====== Supplied data ======

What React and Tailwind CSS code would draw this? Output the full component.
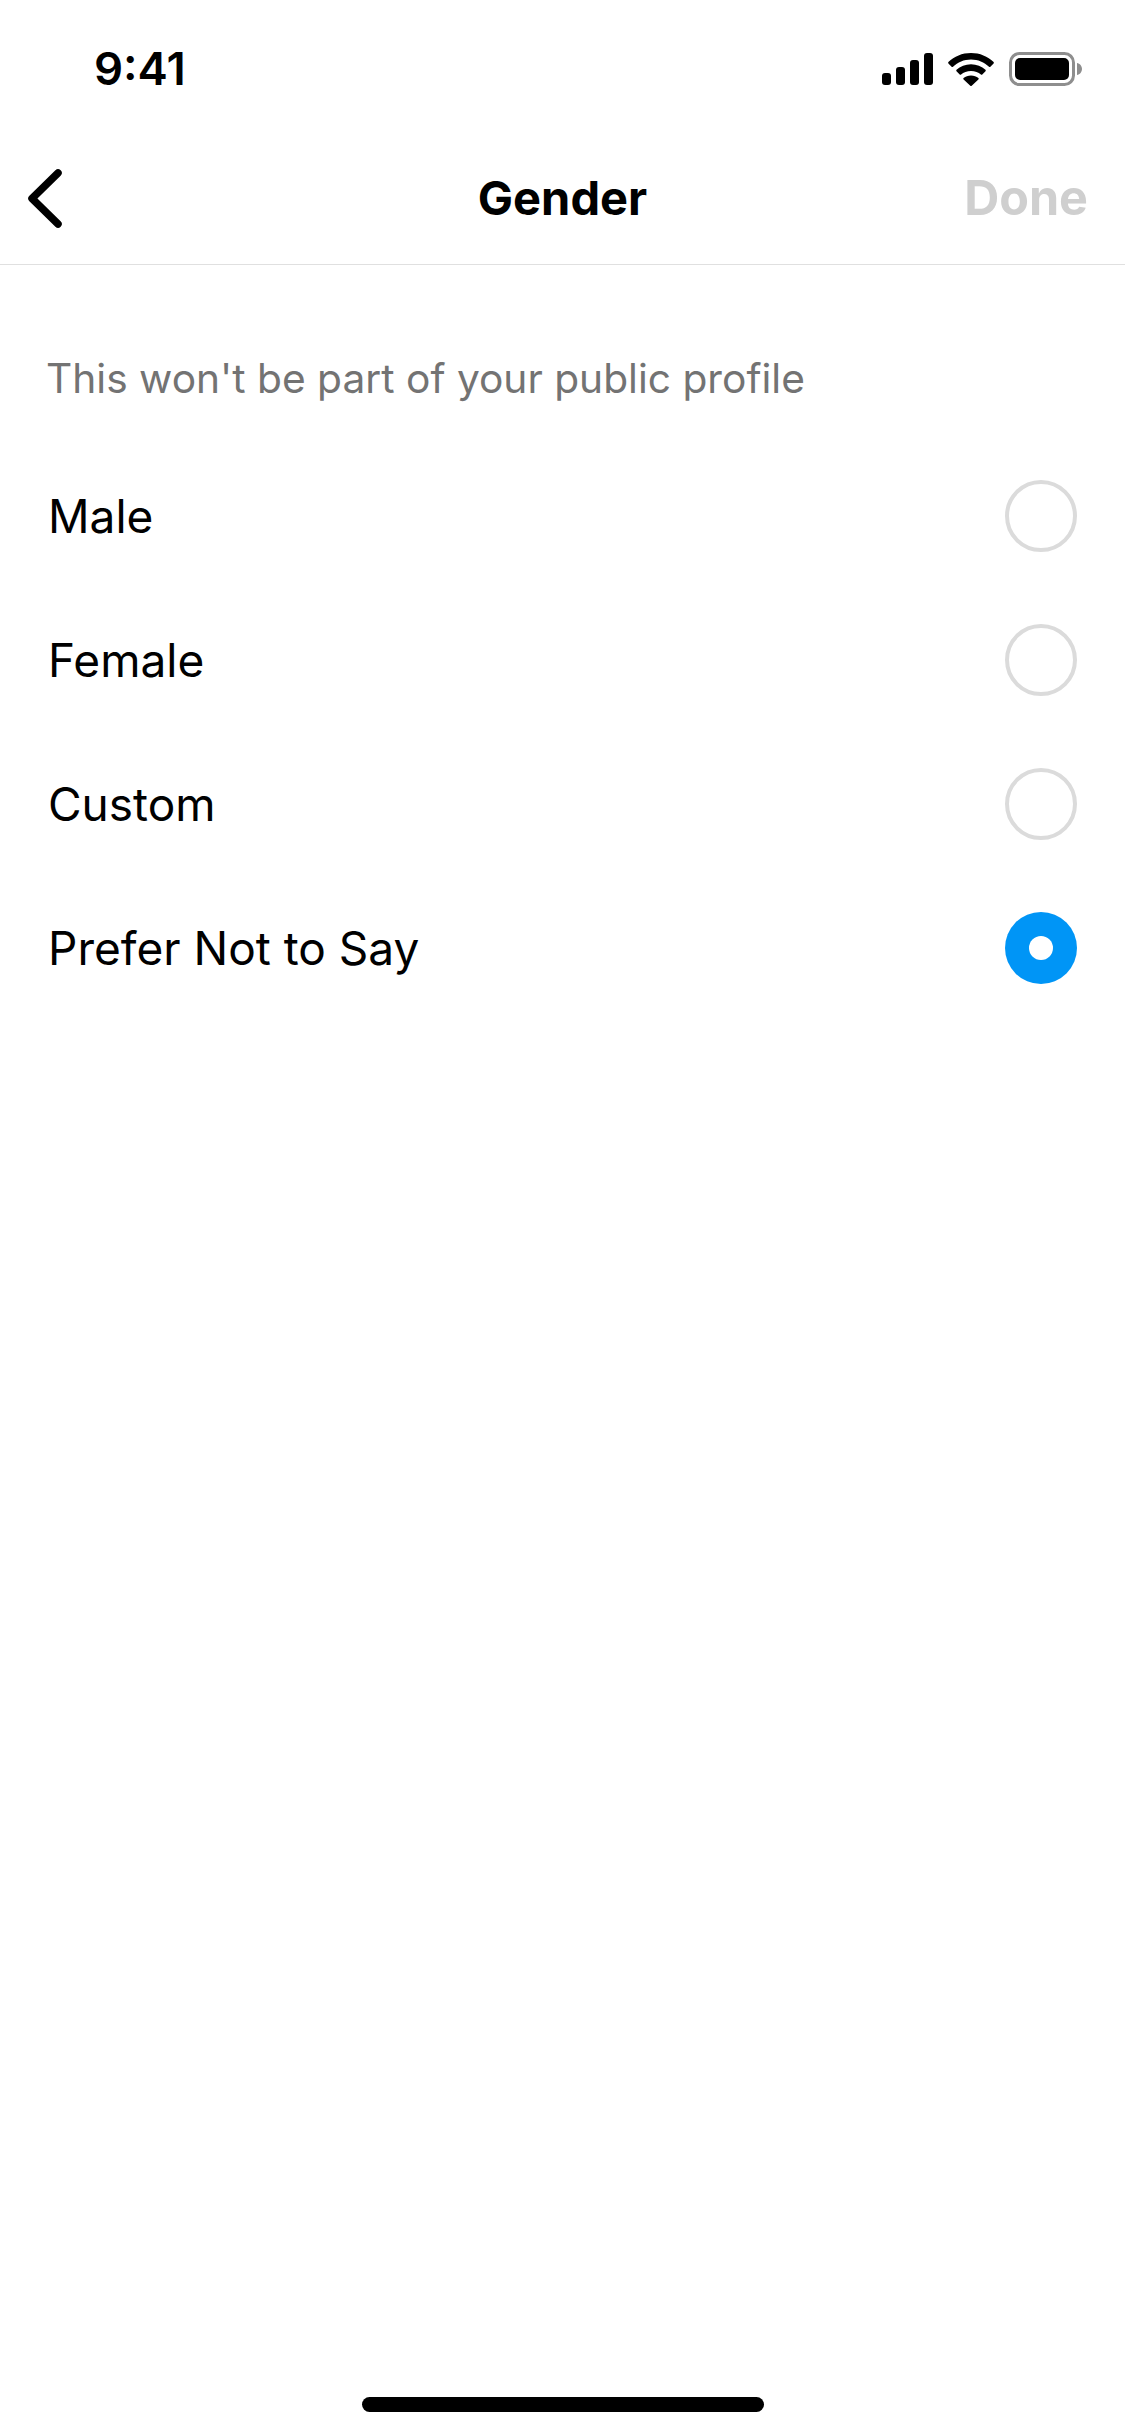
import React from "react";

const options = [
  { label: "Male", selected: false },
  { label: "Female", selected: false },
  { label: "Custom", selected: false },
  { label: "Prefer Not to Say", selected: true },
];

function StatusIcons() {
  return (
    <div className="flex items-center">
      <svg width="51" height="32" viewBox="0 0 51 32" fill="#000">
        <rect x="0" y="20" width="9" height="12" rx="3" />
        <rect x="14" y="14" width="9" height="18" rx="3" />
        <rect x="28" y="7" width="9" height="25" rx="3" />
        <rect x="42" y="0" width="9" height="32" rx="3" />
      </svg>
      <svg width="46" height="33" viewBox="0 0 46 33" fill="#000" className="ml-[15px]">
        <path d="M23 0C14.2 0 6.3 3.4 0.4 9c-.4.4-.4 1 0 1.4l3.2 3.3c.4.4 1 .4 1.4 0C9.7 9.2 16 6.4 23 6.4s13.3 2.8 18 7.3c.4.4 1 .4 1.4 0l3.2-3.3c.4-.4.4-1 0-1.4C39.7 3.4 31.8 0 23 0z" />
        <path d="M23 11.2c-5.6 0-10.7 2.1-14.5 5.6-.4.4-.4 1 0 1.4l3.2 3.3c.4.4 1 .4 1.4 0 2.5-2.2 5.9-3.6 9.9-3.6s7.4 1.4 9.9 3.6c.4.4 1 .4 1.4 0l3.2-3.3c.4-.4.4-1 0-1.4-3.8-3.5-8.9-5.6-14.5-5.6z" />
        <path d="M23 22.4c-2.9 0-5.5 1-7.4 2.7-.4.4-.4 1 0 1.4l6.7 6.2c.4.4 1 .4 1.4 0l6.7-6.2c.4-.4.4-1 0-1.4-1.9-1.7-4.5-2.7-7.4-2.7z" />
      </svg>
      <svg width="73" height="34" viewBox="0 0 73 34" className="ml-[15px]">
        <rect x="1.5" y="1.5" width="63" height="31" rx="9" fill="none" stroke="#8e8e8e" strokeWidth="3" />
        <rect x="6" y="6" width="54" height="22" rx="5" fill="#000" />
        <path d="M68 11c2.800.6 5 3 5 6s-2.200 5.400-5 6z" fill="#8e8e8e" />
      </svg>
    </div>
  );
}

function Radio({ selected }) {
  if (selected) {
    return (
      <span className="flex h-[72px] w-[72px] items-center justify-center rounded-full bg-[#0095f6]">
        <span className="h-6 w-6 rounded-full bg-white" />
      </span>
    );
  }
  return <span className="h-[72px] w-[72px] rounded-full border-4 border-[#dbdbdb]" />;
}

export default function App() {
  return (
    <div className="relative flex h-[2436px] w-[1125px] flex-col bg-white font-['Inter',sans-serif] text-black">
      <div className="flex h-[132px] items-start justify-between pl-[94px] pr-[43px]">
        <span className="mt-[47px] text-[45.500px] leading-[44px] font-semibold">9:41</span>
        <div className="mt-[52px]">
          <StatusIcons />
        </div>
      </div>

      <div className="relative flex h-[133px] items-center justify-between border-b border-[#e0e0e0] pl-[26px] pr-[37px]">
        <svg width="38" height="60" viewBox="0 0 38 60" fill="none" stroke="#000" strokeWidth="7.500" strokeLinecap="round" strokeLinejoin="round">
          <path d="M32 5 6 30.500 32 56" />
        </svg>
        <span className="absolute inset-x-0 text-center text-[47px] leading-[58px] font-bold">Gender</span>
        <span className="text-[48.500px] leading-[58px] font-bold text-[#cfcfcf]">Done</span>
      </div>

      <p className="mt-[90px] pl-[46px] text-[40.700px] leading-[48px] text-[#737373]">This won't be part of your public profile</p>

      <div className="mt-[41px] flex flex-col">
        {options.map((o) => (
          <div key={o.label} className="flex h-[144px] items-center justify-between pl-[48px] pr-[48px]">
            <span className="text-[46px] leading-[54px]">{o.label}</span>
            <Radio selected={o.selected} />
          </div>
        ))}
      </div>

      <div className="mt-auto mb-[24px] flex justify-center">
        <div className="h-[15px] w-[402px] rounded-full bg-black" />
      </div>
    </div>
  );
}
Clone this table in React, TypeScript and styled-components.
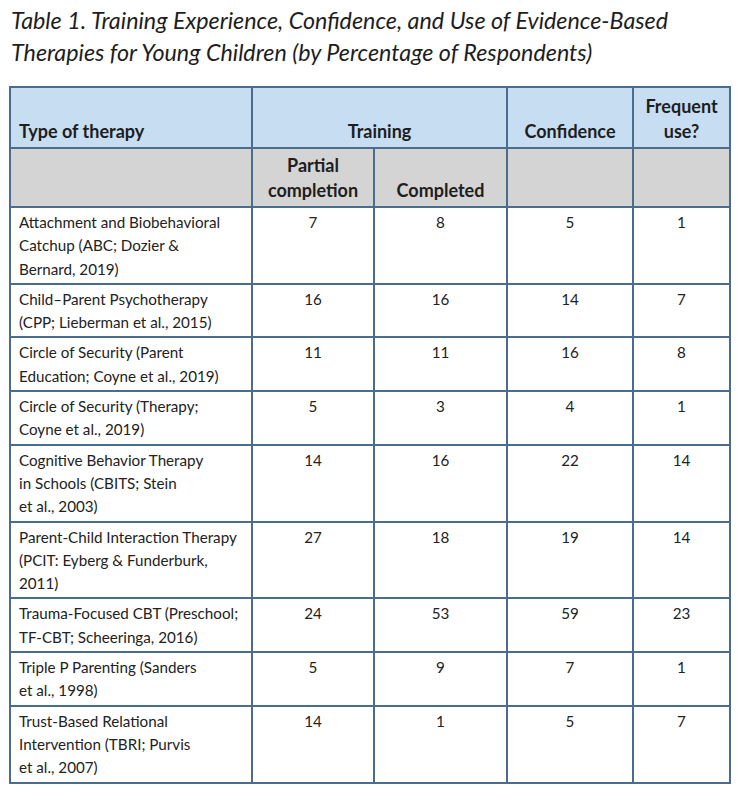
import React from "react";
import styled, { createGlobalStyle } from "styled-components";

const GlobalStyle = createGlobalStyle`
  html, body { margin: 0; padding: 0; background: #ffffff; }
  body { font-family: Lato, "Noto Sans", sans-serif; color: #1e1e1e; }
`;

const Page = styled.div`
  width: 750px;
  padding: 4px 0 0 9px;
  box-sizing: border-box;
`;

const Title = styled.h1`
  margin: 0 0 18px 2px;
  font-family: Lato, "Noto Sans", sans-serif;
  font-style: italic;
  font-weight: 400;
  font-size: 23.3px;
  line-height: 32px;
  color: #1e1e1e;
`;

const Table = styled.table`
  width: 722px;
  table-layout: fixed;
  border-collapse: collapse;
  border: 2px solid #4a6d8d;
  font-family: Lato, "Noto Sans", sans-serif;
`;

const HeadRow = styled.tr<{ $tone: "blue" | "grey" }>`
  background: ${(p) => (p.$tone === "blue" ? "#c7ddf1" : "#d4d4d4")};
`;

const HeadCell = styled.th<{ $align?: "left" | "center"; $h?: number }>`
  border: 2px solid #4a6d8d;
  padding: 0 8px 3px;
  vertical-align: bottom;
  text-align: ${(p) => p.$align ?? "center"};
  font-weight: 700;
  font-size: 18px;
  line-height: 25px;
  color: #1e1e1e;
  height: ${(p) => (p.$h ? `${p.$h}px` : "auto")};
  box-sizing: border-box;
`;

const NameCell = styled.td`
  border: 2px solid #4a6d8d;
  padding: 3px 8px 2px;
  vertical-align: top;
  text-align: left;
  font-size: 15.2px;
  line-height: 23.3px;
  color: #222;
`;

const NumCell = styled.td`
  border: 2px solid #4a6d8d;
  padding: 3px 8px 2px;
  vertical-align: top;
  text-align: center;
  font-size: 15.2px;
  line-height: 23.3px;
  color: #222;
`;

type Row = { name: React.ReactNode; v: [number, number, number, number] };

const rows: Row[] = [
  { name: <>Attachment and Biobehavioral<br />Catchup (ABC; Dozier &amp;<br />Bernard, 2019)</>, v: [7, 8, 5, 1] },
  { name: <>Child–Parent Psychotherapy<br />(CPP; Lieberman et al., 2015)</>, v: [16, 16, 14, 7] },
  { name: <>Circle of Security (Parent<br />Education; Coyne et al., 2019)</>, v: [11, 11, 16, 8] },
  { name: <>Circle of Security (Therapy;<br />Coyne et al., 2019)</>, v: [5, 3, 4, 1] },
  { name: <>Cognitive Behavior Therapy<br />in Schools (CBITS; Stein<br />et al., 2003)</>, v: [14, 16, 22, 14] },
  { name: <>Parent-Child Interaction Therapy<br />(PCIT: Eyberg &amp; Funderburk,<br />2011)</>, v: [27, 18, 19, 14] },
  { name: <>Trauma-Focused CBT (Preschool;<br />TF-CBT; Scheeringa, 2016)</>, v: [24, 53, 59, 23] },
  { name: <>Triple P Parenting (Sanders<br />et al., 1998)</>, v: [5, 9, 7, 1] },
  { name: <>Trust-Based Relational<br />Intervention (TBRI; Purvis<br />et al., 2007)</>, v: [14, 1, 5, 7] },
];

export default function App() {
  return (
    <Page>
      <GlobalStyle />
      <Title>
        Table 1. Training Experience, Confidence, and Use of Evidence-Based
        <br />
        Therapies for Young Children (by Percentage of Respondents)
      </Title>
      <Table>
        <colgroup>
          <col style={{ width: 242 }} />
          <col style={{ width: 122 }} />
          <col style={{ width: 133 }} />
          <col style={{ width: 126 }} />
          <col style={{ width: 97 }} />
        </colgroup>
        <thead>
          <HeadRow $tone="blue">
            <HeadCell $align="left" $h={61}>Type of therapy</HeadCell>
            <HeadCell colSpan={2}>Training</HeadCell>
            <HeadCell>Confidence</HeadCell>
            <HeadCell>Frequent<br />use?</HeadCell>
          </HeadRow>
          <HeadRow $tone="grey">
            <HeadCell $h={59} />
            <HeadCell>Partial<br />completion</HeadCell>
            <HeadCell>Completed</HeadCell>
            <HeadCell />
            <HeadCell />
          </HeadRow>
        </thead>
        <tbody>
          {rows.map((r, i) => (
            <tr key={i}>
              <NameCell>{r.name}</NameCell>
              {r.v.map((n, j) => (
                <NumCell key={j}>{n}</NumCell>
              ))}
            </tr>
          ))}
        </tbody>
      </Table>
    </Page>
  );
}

======

# Problem requirements
Pull out every line in the material above where "components" occurs.

# Reply
Clone this table in React, TypeScript and styled-components.
import styled, { createGlobalStyle } from "styled-components";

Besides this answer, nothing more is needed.